En Floride, l'affaire Trayvon Martin exacerbe les tensions raciales
Multiplication de messages racistes, patrouilles armées de néonazis, volonté de vengeance du New Black Panther Party : le climat est électrique à Sanford, après le meurtre d'un jeune Noir de 17 ans.
A Sanford (Floride), l'affaire Trayvon Martin réveille les vieux démons américains. George Zimmermann, le meurtrier présumé de ce jeune Noir de 17 ans, a comparu pour la première fois devant un tribunal, jeudi 12 avril. La veille, le procureur spécial, Angela Corey, avait annoncé qu'il était poursuivi pour meurtre sans préméditation.
Cette étape judiciaire pourrait apporter un peu d'air à un climat de plus en plus tendu dans la ville. De nombreux journaux américains et britanniques se sont en effet inquiétés de tensions racistes ravivées à la suite du meurtre. Explications.
• Le lourd passé de Sanford
"Imaginez qu'un Noir ait tué un Blanc". Selon le blog Floride Sunshine Corridor du Monde, cette phrase est devenue la plus prononcée à Sanford après le meurtre de Trayvon Martin. La ville vit au rythme des rebondissements de l'affaire, laquelle passionne les foules. Ce même blog explique en quoi Sanford est un terrain fertile à ces réactions contrastées.
On y apprend que Sanford la blanche a longtemps été voisine de Goldsboro la noire, entre 1891 et 1911. Cette dernière, "deuxième cité noire fondée en Floride après l’émancipation de 1863, était peuplée de descendants d’esclaves". Elle fut annexée à Sanford en 1911. Comme le rapporte le blog, "les Noirs, qui s’auto-administraient, ont été dépouillés de leurs prérogatives. Ils ont aussi été dépossédés de leurs repères identitaires". Plus d'un siècle après, l'affaire Trayvon Martin ravive donc les tensions.
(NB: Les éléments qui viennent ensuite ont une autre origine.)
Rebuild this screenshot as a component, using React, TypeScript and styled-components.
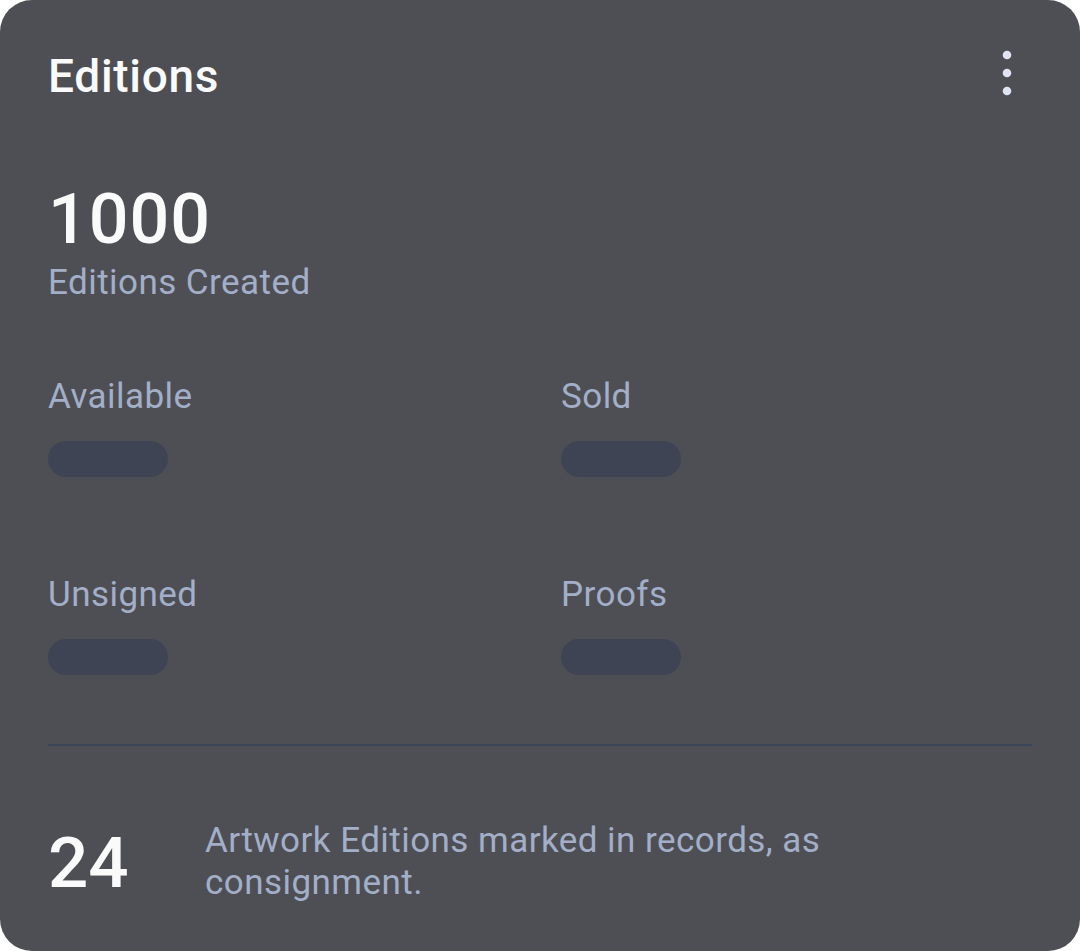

• Multiplication de messages racistes
Selon les médias américains, le climat se tend chaque jour un peu plus autour de la ville. Et ses conséquences dépassent même les frontières de la Floride. Ainsi, le site des Observateurs de France 24 relaie, mercredi 11 avril, le témoignage d'une habitante du Michigan, à quelque 1900 kilomètres de Sanford. Sur une route près de Detroit, la jeune femme est tombée sur un panneau raciste, "Trayvon is a nigger" (Trayvon est un nègre).
"Depuis la mort de Trayvon, les tensions sont vraiment palpables, assure-t-elle. Je suis une mère célibataire noire et j’ai peur pour mon fils à chaque fois qu’il sort. J’ai vraiment le sentiment que les hommes noirs sont visés quoi qu’ils fassent."
Les messages racistes s'invitent aussi dans l'Ohio. Ainsi, ce graffiti "Longue vie à Zimmermann" tagué sur les murs du centre culturel noir, à Columbus.
• Le New Black Panther Party entre en scène
Et pour cause. Fin mars, le New Black Panther Party ont offert une récompense de 10 000 dollars à quiconque capturerait George Zimmermann. Cette organisation radicale de défense des droits des Afro-Américains a été créée en 1989. Elle n'est pas reconnue par le Black Panther Party original. Le blog Big Browser du Monde.fr évoque "une volonté de justice populaire" inquiétante de la part de ce groupe. Et de citer Mikhail Muhammed, un des cadres locaux du parti : "Œil pour œil, dent pour dent", a déclaré ce dernier lors d'une manifestation, le 31 mars à Sanford, avant de menacer directement George Zimmermann.
• Les néonazis préparent la riposte
Cela n'a pas tardé à réveiller les extrêmistes de droite, qui entendent faire la police. En réplique au New Black Panther Party, des volontaires du Mouvement national-socialiste (NSM, groupe néonazi) ont mis en place des patrouilles nocturnes lourdement armées dans les rues de Sanford, rapporte le site américain Gawker (lien en anglais). Objectif : se préparer à des émeutes raciales.
Dans The Independent (en anglais), un volontaire, Antony Antonio, explique : "On est là car nous avons reçu des appels de citoyens blancs inquiets de Sanford. Nous allons patrouiller, effectuer des tours à pied et en voiture, afin de s'assurer que tout va bien (...) Il se dit qu'une guerre raciale se prépare et les gens sont inquiets."
La montée de ces groupes néonazis inquiètent les médias, à l'opposé de la police locale qui déclare au Miami News Times n'avoir vu "aucun néonazi en patrouille". Il faut dire que les règles du NSM n'ont rien de rassurant, selon le quotidien britannique. A Sanford, des prospectus ornés de croix gammées les passent en revue : pas de drogues, pas de taxes, homosexualité interdite et pas de "mélange racial ou d'immigration autre que blanche". Tout est dit.